Cerocahui, que pertenece al municipio de Urique en la región de la Barranca del Cobre, es una comunidad, como muchas de la sierra Tarahumara, aislada. Tanto, que todavía ahí se conserva puro el ganado criollo español, que sólo se cría en esa zona, y que tiene como único mercado los rodeos en Estados Unidos. La pureza de su apreciada raza, es la metáfora de lo lejos que está Cerocahui de todo, salvo del Cártel de Sinaloa, que controla todo el territorio.
El crimen organizado, como señaló el presidente Andrés Manuel López Obrador ayer en la mañanera, tiene fuerte presencia en la región. Lo que no dijo es la ausencia total de fuerzas federales para proteger a los tarahumaras. Cerocahui es uno de los 27 municipios tarahumaras dejados a su suerte. No hay vigilancia del Estado Mexicano, ni el Ejército o su grupo paramilitar de adorno, la Guardia Nacional, realizan patrullaje alguno, de acuerdo con personas que conocen la dinámica social de la región. Los policías municipales simplemente no tienen posibilidad alguna de contener al crimen organizado, y menos aún de enfrentarlo.
La situación en la región tarahumara era precaria, pero la inseguridad se agudizó durante el gobierno de Javier Corral, al abandonar el combate al crimen organizado. En 2018, la Consultoría Técnica Comunitaria difundió un informe, a partir de un diagnóstico de 20 municipios, donde concluyó que el crimen organizado se había apoderado de comunidades y poblaciones enteras en la región, con un incremento radical en asesinatos, secuestros, desapariciones y desplazamientos forzados, que fragmentaron el tejido social. Uno de esos municipios fue Guadalupe y Calvo, donde recientemente estuvo López Obrador revisando una carretera que conectaba con Badiraguato.
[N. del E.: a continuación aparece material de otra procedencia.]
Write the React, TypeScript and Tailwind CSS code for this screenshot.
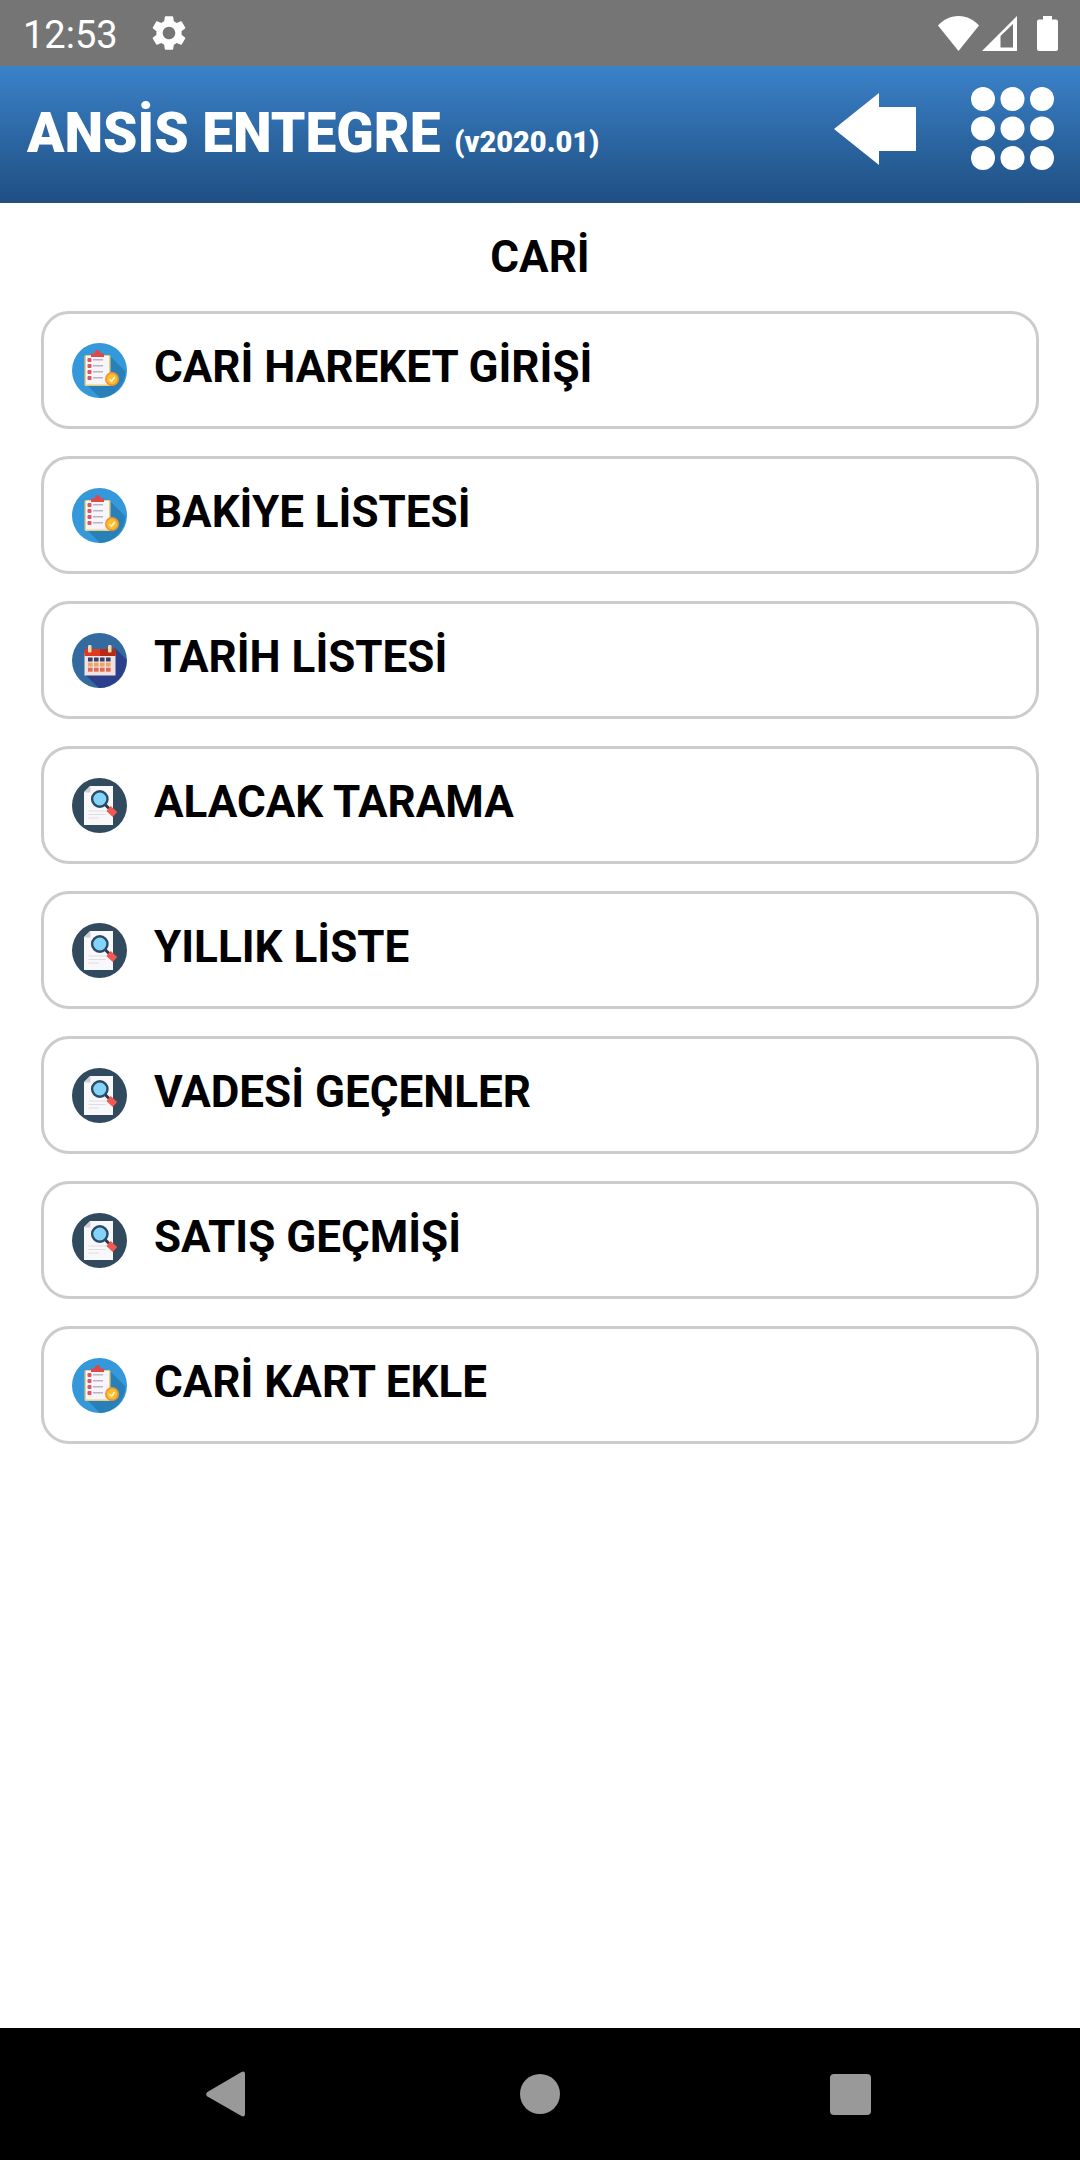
import { MdSettings } from 'react-icons/md'

type IconName = 'clipboard' | 'calendar' | 'search'

// Menu entries of the "Cari" module
const menuItems: { label: string; icon: IconName }[] = [
  { label: 'CARİ HAREKET GİRİŞİ', icon: 'clipboard' },
  { label: 'BAKİYE LİSTESİ', icon: 'clipboard' },
  { label: 'TARİH LİSTESİ', icon: 'calendar' },
  { label: 'ALACAK TARAMA', icon: 'search' },
  { label: 'YILLIK LİSTE', icon: 'search' },
  { label: 'VADESİ GEÇENLER', icon: 'search' },
  { label: 'SATIŞ GEÇMİŞİ', icon: 'search' },
  { label: 'CARİ KART EKLE', icon: 'clipboard' },
]

function ClipboardIcon() {
  return (
    <svg viewBox="0 0 55 55" className="size-[55px]" aria-hidden="true">
      <circle cx="27.5" cy="27.5" r="27.5" fill="#3498db" />
      <path d="M38 13 L53.5 28.5 A27.5 27.5 0 0 1 28 55 L15 42 Z" fill="#2980b9" />
      <rect x="12.5" y="12" width="26" height="31" rx="1.5" fill="#e8cf7c" />
      <rect x="14" y="13" width="23" height="28.5" fill="#f7f4fa" />
      <path d="M19 14 V10.5 H22.5 Q23 7 25.5 7 Q28 7 28.5 10.5 H32 V14 Z" fill="#e04848" />
      {[17, 23, 29, 35].map((y) => (
        <g key={y}>
          <rect x="15.5" y={y - 2} width="4" height="4" rx="1" fill="#dc5560" />
          <rect x="21" y={y - 1} width="10" height="1.5" fill="#b9b4c4" />
        </g>
      ))}
      <circle cx="40" cy="36" r="7" fill="#f2952e" />
      <circle cx="40" cy="36" r="5.2" fill="#fbc02f" />
      <path d="M37.5 36.3 L39.5 38.3 L42.8 34" fill="none" stroke="#fff3c4" strokeWidth="1.6" />
    </svg>
  )
}

function CalendarIcon() {
  return (
    <svg viewBox="0 0 55 55" className="size-[55px]" aria-hidden="true">
      <circle cx="27.5" cy="27.5" r="27.5" fill="#336a9f" />
      <path d="M43 15 L54.5 26.5 A27.5 27.5 0 0 1 27 55 L13 41.5 Z" fill="#2c3f8a" />
      <rect x="12.5" y="20" width="31" height="22.5" fill="#efe3e2" />
      <path d="M12.5 16 H43.5 V23 H12.5 Z" fill="#e0391f" />
      <path d="M28 16 H43.5 V23 H28 Z" fill="#b82a14" />
      <rect x="16" y="12" width="3.5" height="7.5" rx="1.2" fill="#f6d7a8" />
      <rect x="36" y="12" width="3.5" height="7.5" rx="1.2" fill="#f6d7a8" />
      {[16, 22, 28, 34].map((x) => (
        <g key={x}>
          <rect x={x} y="24.5" width="4.6" height="4" fill="#3b3f68" />
          <rect x={x} y="29.6" width="4.6" height="4" fill="#efa466" />
          <rect x={x} y="34.7" width="4.6" height="4" fill="#e46a52" />
        </g>
      ))}
    </svg>
  )
}

function SearchIcon() {
  return (
    <svg viewBox="0 0 55 55" className="size-[55px]" aria-hidden="true">
      <circle cx="27.5" cy="27.5" r="27.5" fill="#324a5e" />
      <path d="M18 8 H41 V47 H12 V14 Z" fill="#f8f8fb" />
      <path d="M18.5 8 V14.5 H12 Z" fill="#cfcdd8" />
      <path d="M16.5 33 H34 M16.5 36.5 H34 M16.5 40 H27" stroke="#dedbe4" strokeWidth="1.2" />
      <path d="M33 26.5 L37.5 31" stroke="#2b3a4c" strokeWidth="3" />
      <path d="M36.5 30.5 L43 36.5" stroke="#f1584f" strokeWidth="6.5" />
      <circle cx="27.8" cy="21" r="7.7" fill="#84d4fa" stroke="#2b4a63" strokeWidth="2.4" />
    </svg>
  )
}

function MenuIcon({ name }: { name: IconName }) {
  if (name === 'clipboard') return <ClipboardIcon />
  if (name === 'calendar') return <CalendarIcon />
  return <SearchIcon />
}

function StatusBar() {
  return (
    <div className="flex h-[66px] shrink-0 items-center bg-[#757575] pr-[22px] pl-[23px] text-white">
      <span className="pt-1 text-[38px] leading-[48px]">12:53</span>
      <MdSettings className="ml-[30px] size-[42px]" />
      <div className="ml-auto flex items-center">
        <svg viewBox="0 0 41 35" className="h-[35px] w-[41px]" fill="currentColor" aria-hidden="true">
          <path d="M20.5 35 L0 9.5 C5 4 12 0 20.5 0 C29 0 36 4 41 9.5 Z" />
        </svg>
        <svg viewBox="0 0 35 35" className="ml-[3px] h-[35px] w-[35px]" fill="currentColor" aria-hidden="true">
          <path fillRule="evenodd" d="M0 35 L35 0 V35 Z M18.5 20 V31.5 H31 V8 Z" />
        </svg>
        <svg viewBox="0 0 21 35" className="ml-5 h-[35px] w-[21px]" fill="currentColor" aria-hidden="true">
          <path d="M6 0 H15 V3.5 H19 Q21 3.5 21 5.5 V33 Q21 35 19 35 H2 Q0 35 0 33 V5.5 Q0 3.5 2 3.5 H6 Z" />
        </svg>
      </div>
    </div>
  )
}

function Header() {
  return (
    <header className="flex h-[137px] shrink-0 items-center bg-linear-to-b from-[#3b82c9] to-[#1f4f82] pr-[26px] pl-[27px] text-white">
      <h1 className="pt-1.5 text-[55px] leading-[68px] font-black">
        ANSİS ENTEGRE <span className="text-[29px]">(v2020.01)</span>
      </h1>
      <div className="mb-3 ml-auto flex items-center gap-[55px]">
        <button type="button" aria-label="Geri">
          <svg viewBox="0 0 82 72" className="h-[72px] w-[82px]" fill="currentColor">
            <path d="M0 36 L45 0 V14 H82 V58 H45 V72 Z" />
          </svg>
        </button>
        <button type="button" aria-label="Menü">
          <svg viewBox="0 0 83 83" className="size-[83px]" fill="currentColor">
            {[12, 41.5, 71].map((cy) =>
              [12, 41.5, 71].map((cx) => <circle key={`${cx}-${cy}`} cx={cx} cy={cy} r="12" />)
            )}
          </svg>
        </button>
      </div>
    </header>
  )
}

function NavigationBar() {
  return (
    <nav className="grid h-[132px] shrink-0 grid-cols-3 items-center justify-items-center bg-black px-[75px] text-[#999999]">
      <button type="button" aria-label="Back">
        <svg viewBox="0 0 48 48" className="size-12" fill="currentColor">
          <path d="M1 22.2 L35.5 2 Q39 0.5 39 4 V44 Q39 47.5 35.5 46 L1 26.2 Q-0.5 24.2 1 22.2 Z" />
        </svg>
      </button>
      <button type="button" aria-label="Home">
        <svg viewBox="0 0 40 40" className="size-10" fill="currentColor">
          <circle cx="20" cy="20" r="20" />
        </svg>
      </button>
      <button type="button" aria-label="Recent apps">
        <svg viewBox="0 0 41 41" className="size-[41px]" fill="currentColor">
          <rect width="41" height="41" rx="4" />
        </svg>
      </button>
    </nav>
  )
}

export default function App() {
  return (
    <div className="flex min-h-screen flex-col bg-white font-['Roboto',sans-serif] text-black">
      <StatusBar />
      <Header />
      <main className="flex-1 px-[41px] pt-7">
        <h2 className="text-center text-[44px] leading-[52px] font-bold">CARİ</h2>
        <ul className="mt-7 flex flex-col gap-[27px]">
          {menuItems.map((item) => (
            <li key={item.label}>
              <button
                type="button"
                className="flex h-[118px] w-full items-center gap-[27px] rounded-[28px] border-3 border-[#cccccc] px-7 text-left"
              >
                <MenuIcon name={item.icon} />
                <span className="pb-1.5 text-[44px] leading-[52px] font-bold">{item.label}</span>
              </button>
            </li>
          ))}
        </ul>
      </main>
      <NavigationBar />
    </div>
  )
}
De acuerdo con el informe, casi 300 mil habitantes vivían bajo asolados por el crimen organizado. En sólo cuatro años, agregó, los asesinatos tuvieron una espiral ascendente incontrolable. En Guadalupe y Calvo, la entrada a Chihuahua del Triángulo Dorado que controla el Cártel de Sinaloa, hubo 667; en Urique registró 195. La consultora recordó que el clima se enrareció desde 2006, cuando comenzó la guerra contra las drogas en el gobierno de Felipe Calderón, y continuó durante el de Enrique Peña Nieto. Si con presencia federal en la región, el choque contra el crimen organizado causó mucha sangre tarahumara, la ausencia del gobierno, bajo López Obrador, agravó la de sí terrible situación.
Los reportajes en la prensa de Chihuahua sobre la región dan cuenta de comunidades abandonadas, casas incendiadas, vehículos quemados, tierras arrasadas y ganado desperdigado porque sus dueños, o fueron asesinados, o huyeron. Grupos rivales del Cártel de Sinaloa, al que han querido disputar su control en el Triángulo Dorado, han provocado enfrentamientos y balaceras, donde la población tarahumara queda en medio del fuego. La zona es importante para el trasiego de drogas y la tala clandestina. La Fiscalía General de Chihuahua, estima la devastación forestal en la región tarahumara en 170 kilómetros cuadrados.
El asesinato de los jesuitas no descubre la violencia que vive la Tarahumara, pero la socializa. El Vatican News, uno de los órganos de difusión de la Curia Romana en El Vaticano, reportó en su portal el crimen, que se explica “en el contexto de violencia que vive este país”. El asesinato de los dos jesuitas -que pertenecen a la misma orden que el papa Francisco-, se da tras casi medio año de silencio de la Iglesia Católica sobre el fenómeno de la violencia en México, donde había sido muy vocal.
La Iglesia se calló tras la salida de Franco Coppola como nuncio apostólico, quien como despedida agradeció al Papa haber sido su representante en un país “tan rico, tan creyente, pero tan azotado por la violencia (y) por la muerte”. Este lunes, esa violencia llegó a la Plaza de San Pedro.